There is a lot of hype out there today, and there has been for quite of a few years, regarding generations in the workplace. It has become one of the key topics to focus on when it comes to interoffice dynamics and diversity issues in the workplace. And its fun to talk about it and classify people as such.
While it is obvious that different events and cultural norms shape us all and these things can help define a generation of people (for example, who is dumb enough to think that 9/11 and the computer haven’t shaped the thought processes, ways of working and ways of interacting and communicating with others as clutch things of the millennial generation) it is also obvious that many of the things we chalk up to generational differences are quite plainly, age differences, not generational differences.
Take for example this quote from Go Set a Watchman, Harper Lee’s much anticipated second book that was released this past summer:
“Alexandra was not amused. She was extremely annoyed. She could not comprehend the attitudes of young people these days. Not that they needed understanding- young people were the same in every generation- but this cockiness, this refusal to take seriously the gravest question of their lives, nettled and irritated her.”
This quote addresses Aunt Alexandra’s (Scout’s aunt, Atticus’ sister) feelings regarding Scout’s take on her marital prospects and priorities. The book is set in the 1950s, and Scout at the time was 26. She would be labeled a “Traditional” by generational standards, born before 1945, yet she is taking on the generational characteristics much like those we would see people complaining about today as millennial. Her aunt is serving the role of the traditional, traditionalist.
Is it generation or is it just simply a product of age?

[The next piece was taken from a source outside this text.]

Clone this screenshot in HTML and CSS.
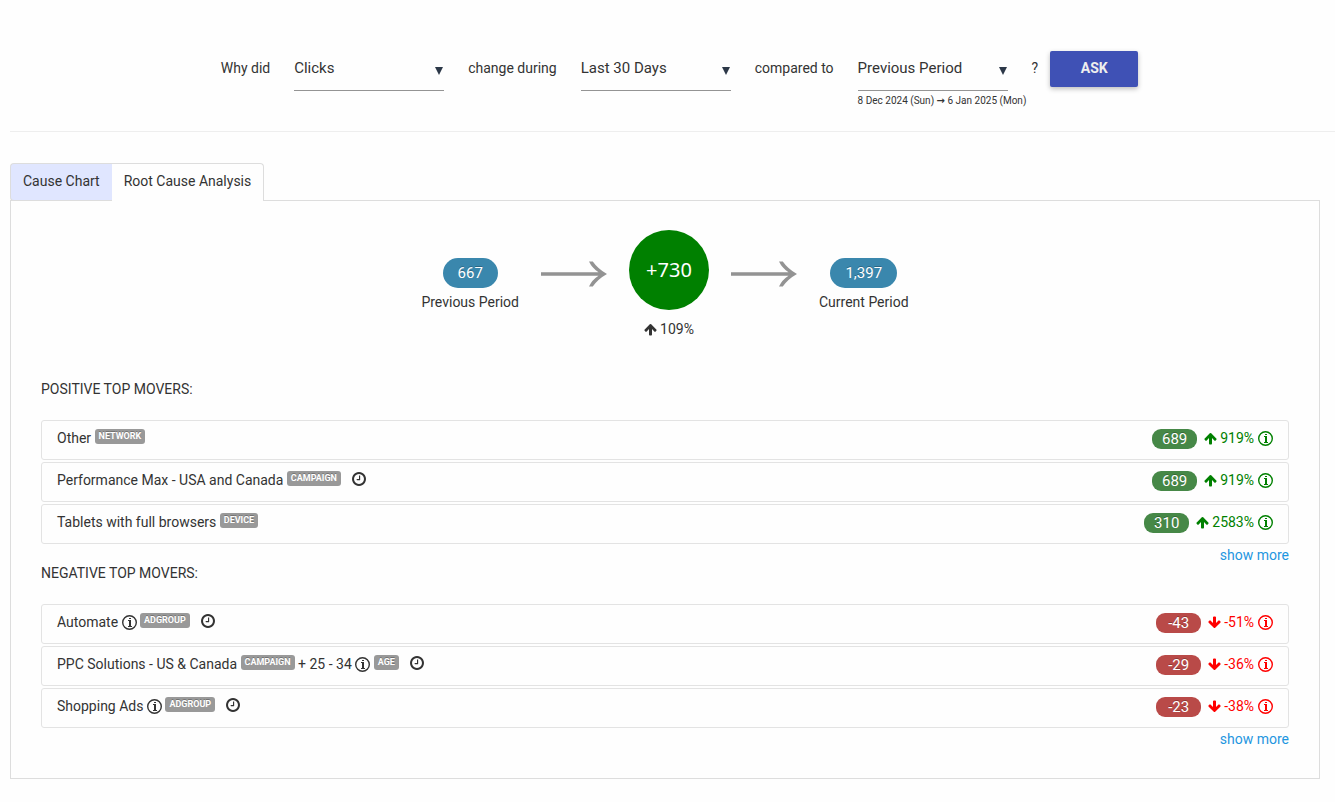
FILE: index.html
```
<!DOCTYPE html>
<html lang="en">
<head>
    <meta charset="UTF-8">
    <meta name="viewport" content="width=device-width, initial-scale=1.0">
    <title>Root Cause Analysis</title>
    <link rel="stylesheet" href="styles.css">
</head>
<body>
    <svg class="sprite" aria-hidden="true">
        <symbol id="up" viewBox="64 64 1664 1664"><path d="M1675 971q0 51-37 90l-75 75q-38 38-91 38-54 0-90-38l-294-293v704q0 52-37.5 84.5t-90.5 32.5h-128q-53 0-90.5-32.5t-37.5-84.5v-704l-294 293q-36 38-90 38t-90-38l-75-75q-38-38-38-90 0-53 38-91l651-651q35-37 90-37 54 0 91 37l651 651q37 39 37 91z"/></symbol>
        <symbol id="down" viewBox="64 64 1664 1664"><path transform="rotate(180 896 896)" d="M1675 971q0 51-37 90l-75 75q-38 38-91 38-54 0-90-38l-294-293v704q0 52-37.5 84.5t-90.5 32.5h-128q-53 0-90.5-32.5t-37.5-84.5v-704l-294 293q-36 38-90 38t-90-38l-75-75q-38-38-38-90 0-53 38-91l651-651q35-37 90-37 54 0 91 37l651 651q37 39 37 91z"/></symbol>
        <symbol id="clock" viewBox="128 128 1536 1536"><path d="M1024 544v448q0 14-9 23t-23 9h-320q-14 0-23-9t-9-23v-64q0-14 9-23t23-9h224v-352q0-14 9-23t23-9h64q14 0 23 9t9 23zm416 352q0-148-73-273t-198-198-273-73-273 73-198 198-73 273 73 273 198 198 273 73 273-73 198-198 73-273zm224 0q0 209-103 385.5t-279.5 279.5-385.5 103-385.5-103-279.5-279.5-103-385.5 103-385.5 279.5-279.5 385.5-103 385.5 103 279.5 279.5 103 385.5z"/></symbol>
        <symbol id="info" viewBox="0 0 15 15"><circle cx="7.5" cy="7.5" r="6.8" fill="none" stroke="currentColor" stroke-width="1.4"/><path d="M7 3h2v1H7zM6 5h3v6h1v1H6v-1h1V6H6z"/></symbol>
        <symbol id="long" viewBox="0 0 66 26"><path d="M0 11.2h57.5Q51 7 48 0.5h3.8Q57 8 66 13Q57 18 51.8 25.5H48Q51 19 57.5 14.8H0z"/></symbol>
    </svg>

    <form class="question">
        <label for="metric">Why did</label>
        <div class="field">
            <select id="metric"><option>Clicks</option></select>
        </div>
        <label for="range">change during</label>
        <div class="field">
            <select id="range"><option>Last 30 Days</option></select>
        </div>
        <label for="compare">compared to</label>
        <div class="field">
            <select id="compare"><option>Previous Period</option></select>
            <small>8 Dec 2024 (Sun) <i>→</i> 6 Jan 2025 (Mon)</small>
        </div>
        <span>?</span>
        <button class="ask" type="button">ASK</button>
    </form>

    <main>
        <nav class="tabs">
            <a class="tab tab-chart" href="#chart">Cause Chart</a>
            <a class="tab tab-active" href="#analysis">Root Cause Analysis</a>
        </nav>
        <section class="panel" id="analysis">
            <div class="summary">
                <div class="period">
                    <span class="total">667</span>
                    <span>Previous Period</span>
                </div>
                <svg class="long"><use href="#long"/></svg>
                <div class="change">
                    <span class="circle">+730</span>
                    <span class="percent"><svg class="arrow"><use href="#up"/></svg>109%</span>
                </div>
                <svg class="long"><use href="#long"/></svg>
                <div class="period">
                    <span class="total">1,397</span>
                    <span>Current Period</span>
                </div>
            </div>

            <h2>POSITIVE TOP MOVERS:</h2>
            <ul class="movers positive">
                <li>
                    <span class="name">Other <b class="tag">NETWORK</b></span>
                    <span class="value">689</span>
                    <span class="percent"><svg class="arrow"><use href="#up"/></svg>919%</span>
                    <svg class="info"><use href="#info"/></svg>
                </li>
                <li>
                    <span class="name">Performance Max - USA and Canada <b class="tag">CAMPAIGN</b><svg class="clock"><use href="#clock"/></svg></span>
                    <span class="value">689</span>
                    <span class="percent"><svg class="arrow"><use href="#up"/></svg>919%</span>
                    <svg class="info"><use href="#info"/></svg>
                </li>
                <li>
                    <span class="name">Tablets with full browsers <b class="tag">DEVICE</b></span>
                    <span class="value">310</span>
                    <span class="percent"><svg class="arrow"><use href="#up"/></svg>2583%</span>
                    <svg class="info"><use href="#info"/></svg>
                </li>
            </ul>
            <a class="more" href="#more-positive">show more</a>

            <h2>NEGATIVE TOP MOVERS:</h2>
            <ul class="movers negative">
                <li>
                    <span class="name">Automate <svg class="info"><use href="#info"/></svg> <b class="tag">ADGROUP</b><svg class="clock"><use href="#clock"/></svg></span>
                    <span class="value">-43</span>
                    <span class="percent"><svg class="arrow"><use href="#down"/></svg>-51%</span>
                    <svg class="info"><use href="#info"/></svg>
                </li>
                <li>
                    <span class="name">PPC Solutions - US &amp; Canada <b class="tag">CAMPAIGN</b> + 25 - 34 <svg class="info"><use href="#info"/></svg> <b class="tag">AGE</b><svg class="clock"><use href="#clock"/></svg></span>
                    <span class="value">-29</span>
                    <span class="percent"><svg class="arrow"><use href="#down"/></svg>-36%</span>
                    <svg class="info"><use href="#info"/></svg>
                </li>
                <li>
                    <span class="name">Shopping Ads <svg class="info"><use href="#info"/></svg> <b class="tag">ADGROUP</b><svg class="clock"><use href="#clock"/></svg></span>
                    <span class="value">-23</span>
                    <span class="percent"><svg class="arrow"><use href="#down"/></svg>-38%</span>
                    <svg class="info"><use href="#info"/></svg>
                </li>
            </ul>
            <a class="more" href="#more-negative">show more</a>
        </section>
    </main>
</body>
</html>
```
FILE: styles.css
```
* {
    box-sizing: border-box;
}
body {
    margin: 0;
    padding-left: 10px;
    background-color: #fefefe;
    color: #333;
    font-family: Roboto, Arial, sans-serif;
    font-size: 14px;
    line-height: 20px;
}
svg {
    fill: currentColor;
    flex: none;
}
a {
    text-decoration: none;
}
.sprite {
    display: none;
}

/* question bar */
.question {
    display: flex;
    justify-content: center;
    align-items: flex-start;
    gap: 24px;
    height: 132px;
    padding: 51px 0 0 14px;
    border-bottom: 1px solid #eee;
}
.question label,
.question > span {
    line-height: 34px;
}
.field {
    position: relative;
    width: 150px;
    white-space: nowrap;
}
.field::after {
    content: "";
    position: absolute;
    top: 16px;
    right: 1px;
    border: 4px solid transparent;
    border-top: 8px solid #2c3848;
    border-bottom: 0;
    pointer-events: none;
}
select {
    display: block;
    appearance: none;
    width: 100%;
    height: 40px;
    padding: 0 16px 6px 0;
    border: 0;
    border-bottom: 1px solid #949494;
    border-radius: 0;
    background: none;
    color: #333;
    font: 15px Roboto, Arial, sans-serif;
}
.field small {
    display: block;
    font-size: 10px;
}
.field i {
    font-family: "DejaVu Sans", sans-serif;
    font-style: normal;
    font-weight: 700;
}
.ask {
    width: 88px;
    height: 36px;
    margin-left: -12px;
    padding-bottom: 3px;
    border: 0;
    border-radius: 2px;
    background-color: #3f51b5;
    box-shadow: 0 2px 5px rgba(0, 0, 0, 0.26);
    color: #eee;
    font: 700 14px Roboto, Arial, sans-serif;
}

/* tabs */
main {
    padding: 31px 15px 20px 0;
}
.tabs {
    display: flex;
}
.tab {
    height: 38px;
    padding: 7px 12px;
    border: 1px solid #ddd;
    color: #333;
}
.tab-chart {
    border-right: 0;
    border-radius: 4px 0 0 4px;
    background-color: #e0e6ff;
}
.tab-active {
    z-index: 1;
    border-left: 0;
    border-bottom: 0;
    border-radius: 0 4px 0 0;
    background-color: #fefefe;
}
.panel {
    margin-top: -1px;
    padding: 29px 30px 31px;
    border: 1px solid #ddd;
}

/* totals */
.summary {
    display: flex;
    justify-content: center;
    gap: 22px;
    margin-bottom: 40px;
}
.period {
    display: flex;
    flex-direction: column;
    align-items: center;
    gap: 4px;
    padding-top: 28px;
}
.total,
.value,
.tag {
    color: #fff;
    text-shadow: 0 -1px 0 rgba(0, 0, 0, 0.25);
}
.total,
.value {
    font-size: 15px;
}
.total {
    padding: 0 15px;
    border-radius: 15px;
    background-color: #3a87ad;
    line-height: 30px;
}
.long {
    width: 66px;
    height: 26px;
    margin-top: 31px;
    color: #939393;
}
.change {
    display: flex;
    flex-direction: column;
    align-items: center;
    gap: 9px;
}
.circle {
    width: 80px;
    border-radius: 50%;
    background-color: green;
    color: #fff;
    font-family: "Noto Sans", sans-serif;
    font-size: 20px;
    line-height: 80px;
    text-align: center;
}
.percent {
    display: flex;
    align-items: center;
    gap: 3px;
}
.arrow {
    width: 13px;
    height: 13px;
}

/* movers */
h2 {
    margin: 0 0 21px;
    font-size: 14px;
    font-weight: 400;
    line-height: 20px;
}
.movers {
    display: grid;
    gap: 2px;
    margin: 0;
    padding: 0;
    list-style: none;
}
.movers li {
    display: flex;
    align-items: flex-start;
    height: 40px;
    padding: 7px 15px;
    border: 1px solid #e3e3e3;
    border-radius: 3px;
}
.name {
    margin-right: auto;
}
.tag {
    display: inline-block;
    padding: 0 4px;
    border-radius: 3px;
    background-color: #999;
    font-size: 9px;
    line-height: 15px;
    vertical-align: 4px;
}
.clock {
    width: 14px;
    height: 14px;
    margin-left: 11px;
    vertical-align: -1px;
}
.info {
    width: 15px;
    height: 15px;
}
.name .info {
    vertical-align: -3px;
}
li > .info {
    margin: 3px 0 0 4px;
}
.value {
    width: 45px;
    margin: 1px 7px 0 0;
    border-radius: 9px;
    text-align: center;
}
.positive .value {
    background-color: #468847;
}
.negative .value {
    background-color: #b94a48;
}
.positive .percent,
.positive li > .info {
    color: green;
}
.negative .percent,
.negative li > .info {
    color: red;
}
.more {
    display: block;
    width: fit-content;
    margin: 1px 0 -2px auto;
    color: #1e96e0;
}
```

A more personal story might help illustrate this dynamic. I used to run quite frequently with my dad. Full disclosure, he was born in the 1950s and therefore part of the Baby Boomer generation; I was born in the 1980s so I’m a part of the millennial generation. On one morning run, I asked him about a friend of the family who had just started work fresh out of college at a government contractor. I asked if she liked her new her job. To which my dad replied, “Well her dad said that she doesn’t really like it all that much, but if I were her, I’d tell her to stick with it. Government jobs have great retirement and in 25-30 years she is going to need that.”
To which I replied, “Yeah, always wise to stay in a job you hate for 25-30 years just to have the retirement package that may or may not be there 25-30 years from now.”
You could chalk this dialogue of ours up to classic generational differences and it would make a lot of sense. That’s why people love all the generational stuff. However, if you stop and think about it, when I run with my now four year old and/or one year old 30 years from now (which I hope I will be doing), could the same conversation play over again and I have the response of my dad and they have the response I have? If so, that’s not a product of generation, that’s straight up a product of age and what is important to people given the certain “season” they are in in their life not the time period in which they were born.
So before you go blaming your next workplace squabble on generational issues (or any one, single factor), stop and think about what combined factors shaped the person that you are disagreeing with. You may see generations at play, but you may also see a host of other factors at work (no pun intended).That’s why it is best to focus on training that captures the heart of all the sources of our differences and challenges as a framework to focus on the important takeaway: capitalizing on those differences by turning them into competitive advantages that create more productive and passionate workplaces.
What do you blame on generational issues? What could you be doing to capitalize on these differences?